Colorado school districts are not supposed to be tracking which students in their district are homeschooled. The homeschooling law in Colorado is written in a way to separate homeschool students from the districts they live in. As I understand it, parents can file their notice of intent to homeschool with any school district in the state.
I find the following quote more ominous. Cindy Enos-Martinez said, “Right now, they can go in and sign up, and there’s really not a good way to track them." Why isn't "signing up," as Ms. Enos-Martinez calls it, a good way to track homeschoolers? The last part of the article makes the reason for the CDEs approval of the school abundantly clear:
“It’s a terrific challenge,” said Lu Vorys, who is on the board of the Lamborn Vision School in Paonia. “To work out the finances was a huge challenge.”It's obvious that they're happy about solving their declining enrollment, but why was enrollment declining and why did they look to bring in homeschoolers to bring in much more state funding? I believe the two questions are related. Western Slope parents are coming to the same conclusion many other Colorado parents have come to, which is that public schooling is no longer a viable solution to their educational needs. As a result, the school districts are looking for solutions that will continue the flow of money from the state.What was good about it for the school district, she said, is it was losing enrollment, but it got paid by the state per child, “so when all these Vision students came on, they [the school district] had much more state funding.”
While I welcome any option that increases the parents' choice between educational models, I can't help but feel this is a back door approach to funnel money out of state coffers into a struggling, outdated and hopelessly inefficient method of education. Having 1 teacher to 25, 35 and even 45 students fails to give children the attention they need in their schooling. Placing them in an artificial environment with unwritten codes of conduct enforced by a caste system made up of their peers doesn't prepare them for the real world. Forcing all students to learn from curricula that are designed for a pedestrian pace serves neither the quick nor the slow students among them.

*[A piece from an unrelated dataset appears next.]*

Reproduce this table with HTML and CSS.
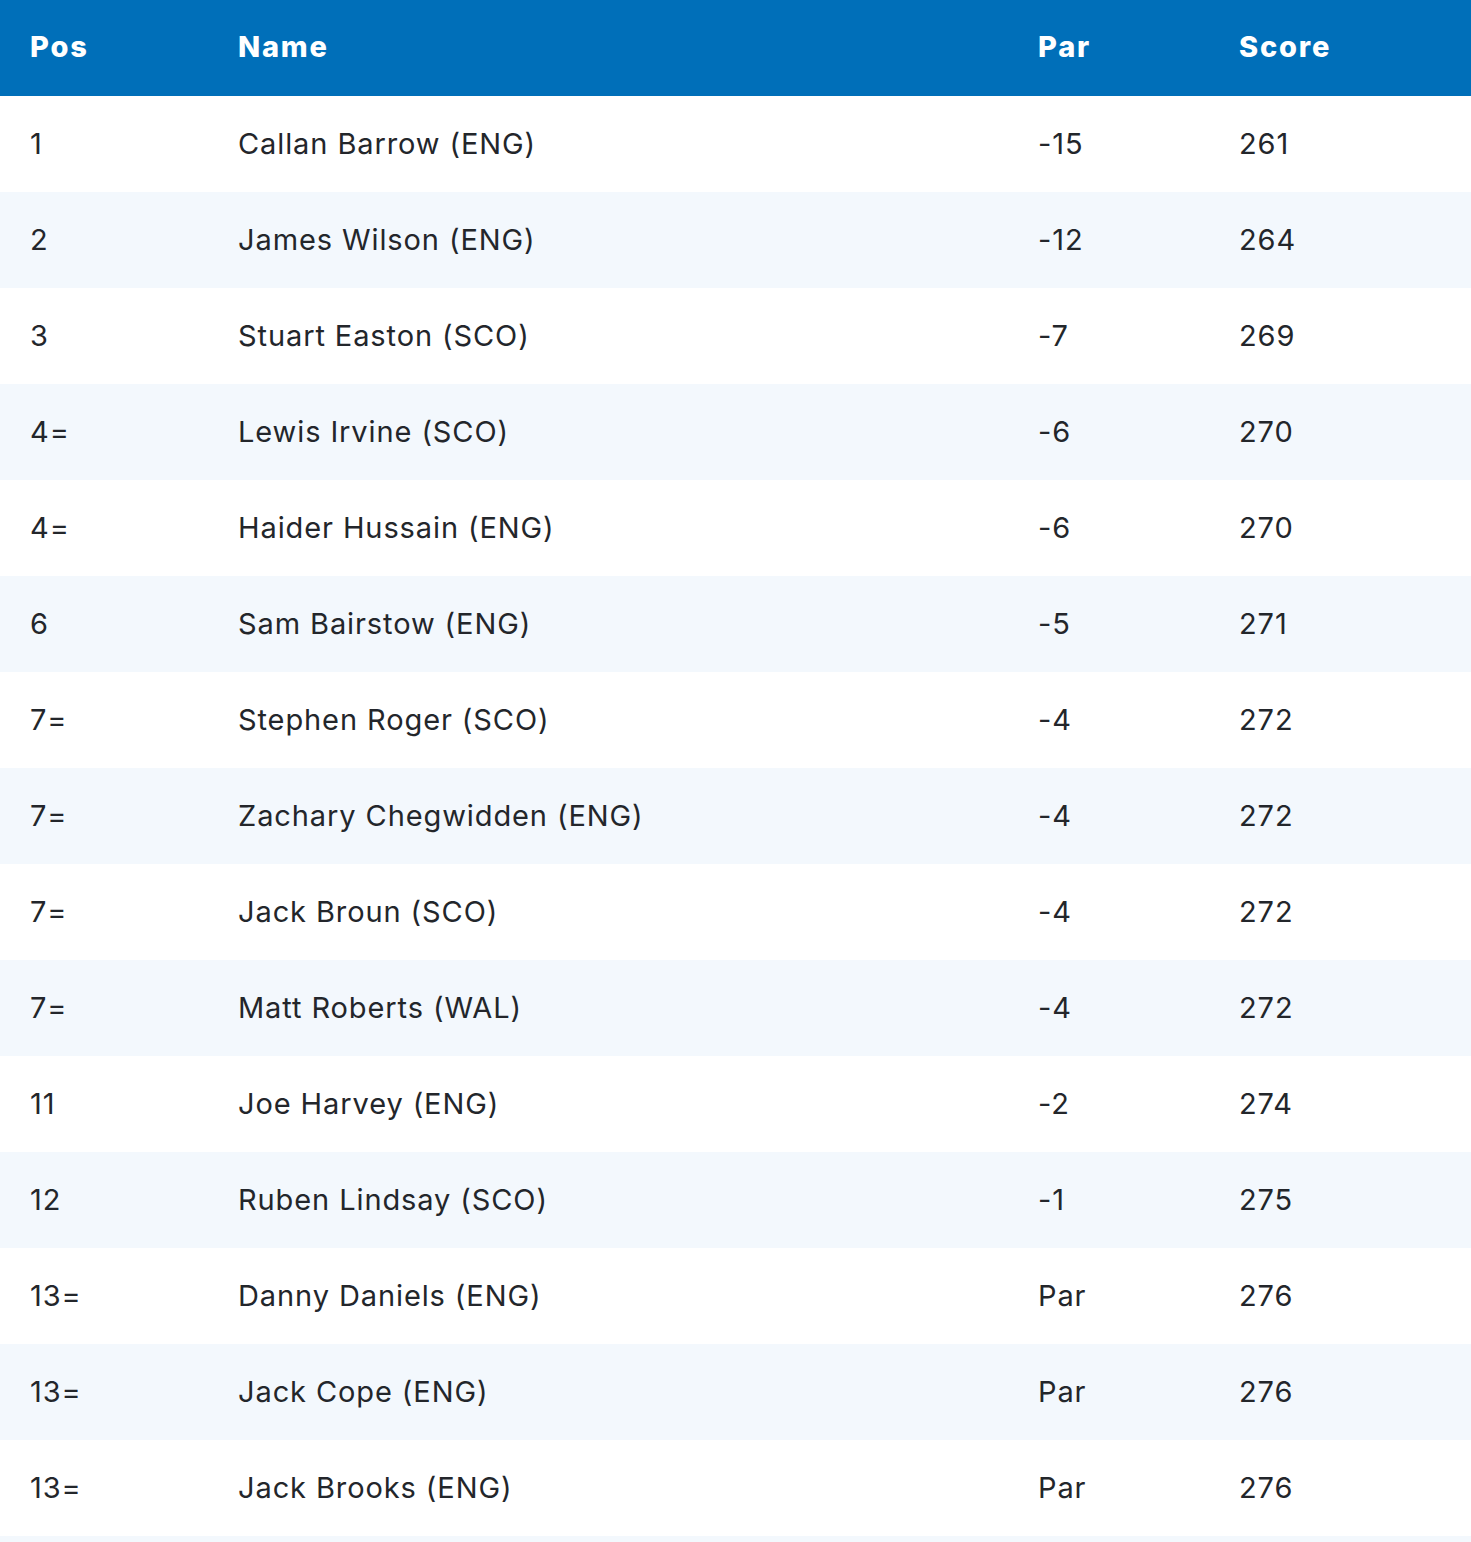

Rather than force my child to suffer these ills of the public schools, I believe, along with many other Colorado homeschoolers, that homeschooling is a superior and efficient method for educating my children. I have yet to see how providing homeschoolers "a network with teachers, a set curriculum, instructor employment policies and a home-school director" would assist most homeschooling parents. Instead, it seems to me that they are looking to imbue homeschoolers with the same failed policies of class-based instruction, unswerving commitment to a single curriculum and school district bureaucracy. What's worse, when that approach fails a student, I fear that the parent might think that it's their own fault and shuffle the child back into public school instead of tasting the true freedom offered by homeschooling without the district's "help." For the thirsty, the vision school offers a bucket, but the well is dry.
Parents need to know their options. They need to know that they have a choice in where their child spends time every day. Most importantly, they need to know how some students aren't merely surviving their schooling, they're thriving in homeschool! Rather than pour more money into broken schools, lets help promote public awareness of parents' options and their irreplaceable role in the education of their child, whether they're public, private, or homeschooled.
1 comment:
Steve,
You've touched on what it's really about: MONEY. There are a couple of school districts here in KS that are offering "virtual schools" where they provide a computer and curriculum for homeschoolers, which then increases the district's enrollment thereby brining in more $$$ from the state coffers because the number of students they have on their rolls. I would venture a guess that the cost of the computer + the cost of the curriculum is far less than what the state pays the district for each student on the rolls. Free money for the govt schools!!